Longtime observers will tell you that not since Radu Lupu in 1966 has the Van Cliburn International Piano Competition crowned a winner of this magnitude, that his technique is out of this world, or that his performance of the Rachmaninoff Piano Concerto No. 3 in D Minor may be the greatest ever.
And they would be wrong on all counts.
Anybody who tuned in to the events in Fort Worth, Texas, this past June came away convinced of two things: There is no substitute for rare talent, and 18-year-old Yunchan Lim of South Korea is, indeed, the real deal. But to compare the young, developing pianist to the late Romanian master — or any former winner — is a disservice both to Lupu and the artist who’s just coming up. How Lim develops now is the real story.
Last Sunday, Sept. 18, Steinway Society – The Bay Area presented Lim’s West Coast debut at the Montgomery Theater in San José, a preliminary view of what might be in store.
The first three of Brahms’s Ballades, Op. 10, found Lim adjusting to the piano, calibrating to the moment. Dark, dense chords were voiced and weighted beautifully with his nearly lifeless hands, and tender phrasing was scattered throughout the Andante movements. Lim had technique to burn and appeared to rely on a safe, academic approach.
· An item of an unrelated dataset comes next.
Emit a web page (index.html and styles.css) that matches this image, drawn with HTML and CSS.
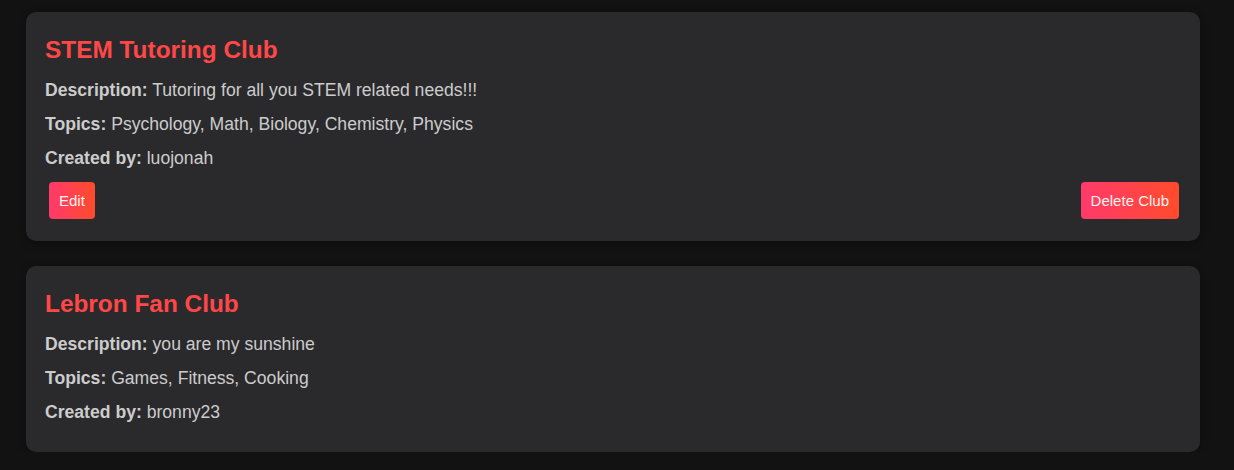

By the fourth ballade, Andante con moto in B Major, however, the tide had turned, and one glimpsed what many in Texas and around the world had witnessed. We have seen pianists with all-encompassing technique, but the gift of singing is not given to all. Rich, interwoven melodic lines came into bloom, full of color, and with such fragile grace and lyricism, it was breathtaking.
Like a sprinter who found his stride, Lim dashed into Felix Mendelssohn’s Fantasie in F-sharp Minor, Op. 28 (“Scottish Sonata”), an underperformed virtuoso work, and revealed his expressive powers in the opening Con moto agitato, showcasing an acute awareness of form and structure. Audiences were treated to a mesmerizing Presto movement, with fleet fingers repeatedly running up and down the keyboard without missing a beat.
But none of this truly mattered because what was to come simply blew everything else out of the water.
Stephen Hough, a jury member at the Cliburn, wrote to us that Lim reached “a transcendental height” in the Transcendental Etudes of Franz Liszt. And for a moment, just after the Allegro maestoso ed animato marking in Légendes No. 2, “St. François de Paule marchant sur les flots” (St. Francis of Paola walking on the waves), Lim transported the audience. As if time, the occasion, and the notes themselves were of little import, our minds could see and smell the sand, the small, curling ocean waves by our feet. It was edge-of-your-seat playing, the sort that defies description. But there was more to come.
You would never mistake Lim’s artistry for Vladimir Horowitz’s sorcery, but there was an unmistakable quality of violence to his treatment of Après une lecture du Dante: Fantasia quasi Sonata (After a reading of Dante: Fantasia quasi Sonata) that was irresistibly attractive. With his body angled slightly askew from the audience, Lim went for broke and unleashed a demon at the Presto agitato assai, introducing sudden, voluminous, Horowitzian bass notes.
There was never time to ascertain whether his cascading octaves were faster, if his leaps had the right quality of tone, or if his arpeggios were more ferocious than others. The electricity of the moment was all-encompassing. One was simply lost in communion with the devil.
After an encore of Alexander Siloti’s transcription of Bach’s Flute Sonata in E-flat Major, BWV 1031, a sweat-drenched Lim offered Chopin’s Nocturne, Op. 9, No. 2. And here is a glimpse of his artistic makeup: I have little doubt Lim would have been penalized at the International Chopin Competition if he played the composer’s work as he did on Sunday. It was a highly personal take, one in which the meter was stretched to and fro and ornaments missed the straitjacket of rhythmic fidelity.
But it was the kind of inspired, courageous playing music-lovers have clamored over for decades. For a pianist who spends all day in the practice room, Lim is rather generous about throwing all caution to the wind when he’s on stage. And when the young South Korean is in his element, there are few sounds more ravishing in the world.
Some things are possible only when you give and risk everything. And for that, there is no comparison.